What is being asked:
Copy out the listing that follows exactly, dropping every picture.

Information shown:
## begin
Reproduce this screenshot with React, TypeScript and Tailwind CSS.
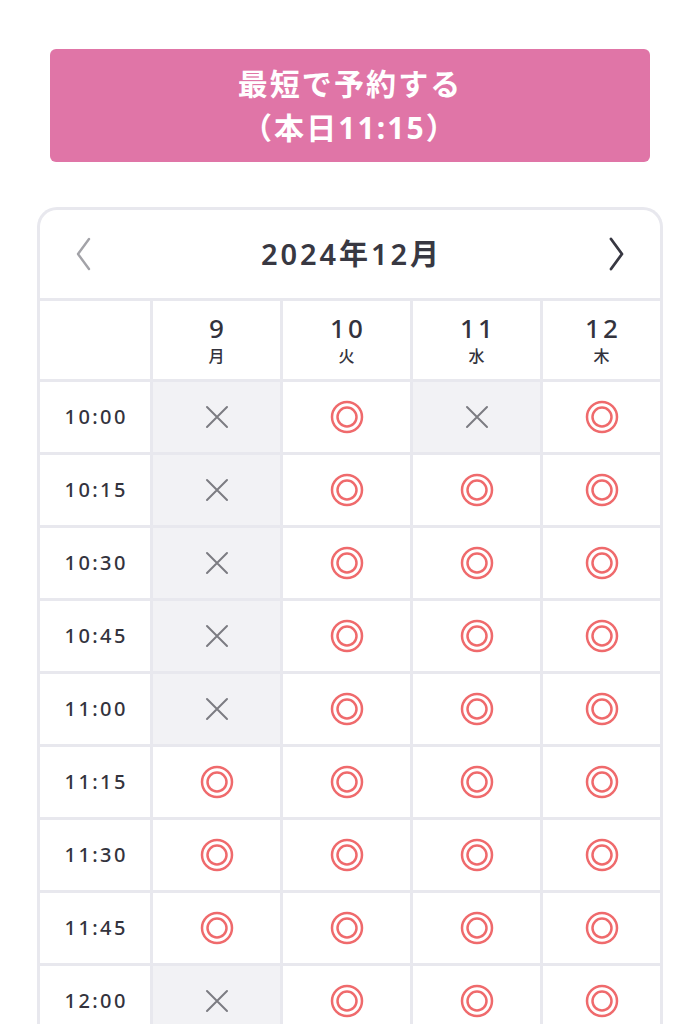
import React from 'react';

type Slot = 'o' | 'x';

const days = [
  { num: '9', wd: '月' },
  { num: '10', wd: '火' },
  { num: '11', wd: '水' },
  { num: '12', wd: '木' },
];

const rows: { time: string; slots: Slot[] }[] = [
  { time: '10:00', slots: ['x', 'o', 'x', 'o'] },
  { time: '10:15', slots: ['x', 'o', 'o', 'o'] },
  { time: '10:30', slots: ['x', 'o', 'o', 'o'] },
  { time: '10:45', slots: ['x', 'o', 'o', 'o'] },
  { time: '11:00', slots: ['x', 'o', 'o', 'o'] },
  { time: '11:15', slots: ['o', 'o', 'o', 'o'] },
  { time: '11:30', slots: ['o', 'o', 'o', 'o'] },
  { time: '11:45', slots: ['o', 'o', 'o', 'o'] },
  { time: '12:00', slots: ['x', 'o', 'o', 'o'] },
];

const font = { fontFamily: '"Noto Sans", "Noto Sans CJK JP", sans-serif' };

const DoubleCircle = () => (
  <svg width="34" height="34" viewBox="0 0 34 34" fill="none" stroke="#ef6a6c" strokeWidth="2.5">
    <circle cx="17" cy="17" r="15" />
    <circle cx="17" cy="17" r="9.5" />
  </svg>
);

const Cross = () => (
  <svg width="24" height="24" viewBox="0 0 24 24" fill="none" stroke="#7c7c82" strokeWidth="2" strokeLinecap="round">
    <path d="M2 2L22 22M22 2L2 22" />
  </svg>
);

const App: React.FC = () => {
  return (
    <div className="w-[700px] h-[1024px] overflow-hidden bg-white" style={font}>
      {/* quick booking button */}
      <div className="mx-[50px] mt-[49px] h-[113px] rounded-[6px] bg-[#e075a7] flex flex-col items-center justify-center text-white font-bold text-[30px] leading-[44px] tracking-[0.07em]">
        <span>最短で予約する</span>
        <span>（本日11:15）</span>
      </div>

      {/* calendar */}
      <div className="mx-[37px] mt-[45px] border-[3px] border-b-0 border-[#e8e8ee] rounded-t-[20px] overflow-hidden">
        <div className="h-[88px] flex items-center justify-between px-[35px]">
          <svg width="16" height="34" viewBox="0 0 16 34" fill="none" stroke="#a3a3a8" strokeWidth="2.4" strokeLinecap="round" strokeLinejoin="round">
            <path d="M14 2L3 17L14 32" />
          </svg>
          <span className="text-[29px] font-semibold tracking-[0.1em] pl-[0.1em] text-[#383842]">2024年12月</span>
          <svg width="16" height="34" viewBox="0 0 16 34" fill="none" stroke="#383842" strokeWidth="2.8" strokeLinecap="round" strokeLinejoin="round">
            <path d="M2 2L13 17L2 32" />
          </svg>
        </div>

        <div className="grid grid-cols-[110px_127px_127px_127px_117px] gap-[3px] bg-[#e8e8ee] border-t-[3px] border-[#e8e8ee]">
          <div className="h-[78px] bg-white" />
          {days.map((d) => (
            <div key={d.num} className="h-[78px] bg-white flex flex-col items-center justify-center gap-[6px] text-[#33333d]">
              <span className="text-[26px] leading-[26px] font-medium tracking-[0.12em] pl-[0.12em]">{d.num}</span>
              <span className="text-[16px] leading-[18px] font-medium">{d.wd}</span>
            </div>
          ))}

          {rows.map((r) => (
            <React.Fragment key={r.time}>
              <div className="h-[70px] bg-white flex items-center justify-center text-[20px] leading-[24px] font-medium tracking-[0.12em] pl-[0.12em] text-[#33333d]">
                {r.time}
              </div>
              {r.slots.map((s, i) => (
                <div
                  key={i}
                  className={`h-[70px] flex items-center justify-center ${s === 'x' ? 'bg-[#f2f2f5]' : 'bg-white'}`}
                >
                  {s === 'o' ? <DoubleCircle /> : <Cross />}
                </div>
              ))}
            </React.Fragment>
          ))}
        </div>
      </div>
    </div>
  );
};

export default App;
## end
Solution for this exercise:
Reproduce this screenshot with React, TypeScript and Tailwind CSS.
import React from 'react';

type Slot = 'o' | 'x';

const days = [
  { num: '9', wd: '月' },
  { num: '10', wd: '火' },
  { num: '11', wd: '水' },
  { num: '12', wd: '木' },
];

const rows: { time: string; slots: Slot[] }[] = [
  { time: '10:00', slots: ['x', 'o', 'x', 'o'] },
  { time: '10:15', slots: ['x', 'o', 'o', 'o'] },
  { time: '10:30', slots: ['x', 'o', 'o', 'o'] },
  { time: '10:45', slots: ['x', 'o', 'o', 'o'] },
  { time: '11:00', slots: ['x', 'o', 'o', 'o'] },
  { time: '11:15', slots: ['o', 'o', 'o', 'o'] },
  { time: '11:30', slots: ['o', 'o', 'o', 'o'] },
  { time: '11:45', slots: ['o', 'o', 'o', 'o'] },
  { time: '12:00', slots: ['x', 'o', 'o', 'o'] },
];

const font = { fontFamily: '"Noto Sans", "Noto Sans CJK JP", sans-serif' };

const DoubleCircle = () => (
  <svg width="34" height="34" viewBox="0 0 34 34" fill="none" stroke="#ef6a6c" strokeWidth="2.5">
    <circle cx="17" cy="17" r="15" />
    <circle cx="17" cy="17" r="9.5" />
  </svg>
);

const Cross = () => (
  <svg width="24" height="24" viewBox="0 0 24 24" fill="none" stroke="#7c7c82" strokeWidth="2" strokeLinecap="round">
    <path d="M2 2L22 22M22 2L2 22" />
  </svg>
);

const App: React.FC = () => {
  return (
    <div className="w-[700px] h-[1024px] overflow-hidden bg-white" style={font}>
      {/* quick booking button */}
      <div className="mx-[50px] mt-[49px] h-[113px] rounded-[6px] bg-[#e075a7] flex flex-col items-center justify-center text-white font-bold text-[30px] leading-[44px] tracking-[0.07em]">
        <span>最短で予約する</span>
        <span>（本日11:15）</span>
      </div>

      {/* calendar */}
      <div className="mx-[37px] mt-[45px] border-[3px] border-b-0 border-[#e8e8ee] rounded-t-[20px] overflow-hidden">
        <div className="h-[88px] flex items-center justify-between px-[35px]">
          <svg width="16" height="34" viewBox="0 0 16 34" fill="none" stroke="#a3a3a8" strokeWidth="2.4" strokeLinecap="round" strokeLinejoin="round">
            <path d="M14 2L3 17L14 32" />
          </svg>
          <span className="text-[29px] font-semibold tracking-[0.1em] pl-[0.1em] text-[#383842]">2024年12月</span>
          <svg width="16" height="34" viewBox="0 0 16 34" fill="none" stroke="#383842" strokeWidth="2.8" strokeLinecap="round" strokeLinejoin="round">
            <path d="M2 2L13 17L2 32" />
          </svg>
        </div>

        <div className="grid grid-cols-[110px_127px_127px_127px_117px] gap-[3px] bg-[#e8e8ee] border-t-[3px] border-[#e8e8ee]">
          <div className="h-[78px] bg-white" />
          {days.map((d) => (
            <div key={d.num} className="h-[78px] bg-white flex flex-col items-center justify-center gap-[6px] text-[#33333d]">
              <span className="text-[26px] leading-[26px] font-medium tracking-[0.12em] pl-[0.12em]">{d.num}</span>
              <span className="text-[16px] leading-[18px] font-medium">{d.wd}</span>
            </div>
          ))}

          {rows.map((r) => (
            <React.Fragment key={r.time}>
              <div className="h-[70px] bg-white flex items-center justify-center text-[20px] leading-[24px] font-medium tracking-[0.12em] pl-[0.12em] text-[#33333d]">
                {r.time}
              </div>
              {r.slots.map((s, i) => (
                <div
                  key={i}
                  className={`h-[70px] flex items-center justify-center ${s === 'x' ? 'bg-[#f2f2f5]' : 'bg-white'}`}
                >
                  {s === 'o' ? <DoubleCircle /> : <Cross />}
                </div>
              ))}
            </React.Fragment>
          ))}
        </div>
      </div>
    </div>
  );
};

export default App;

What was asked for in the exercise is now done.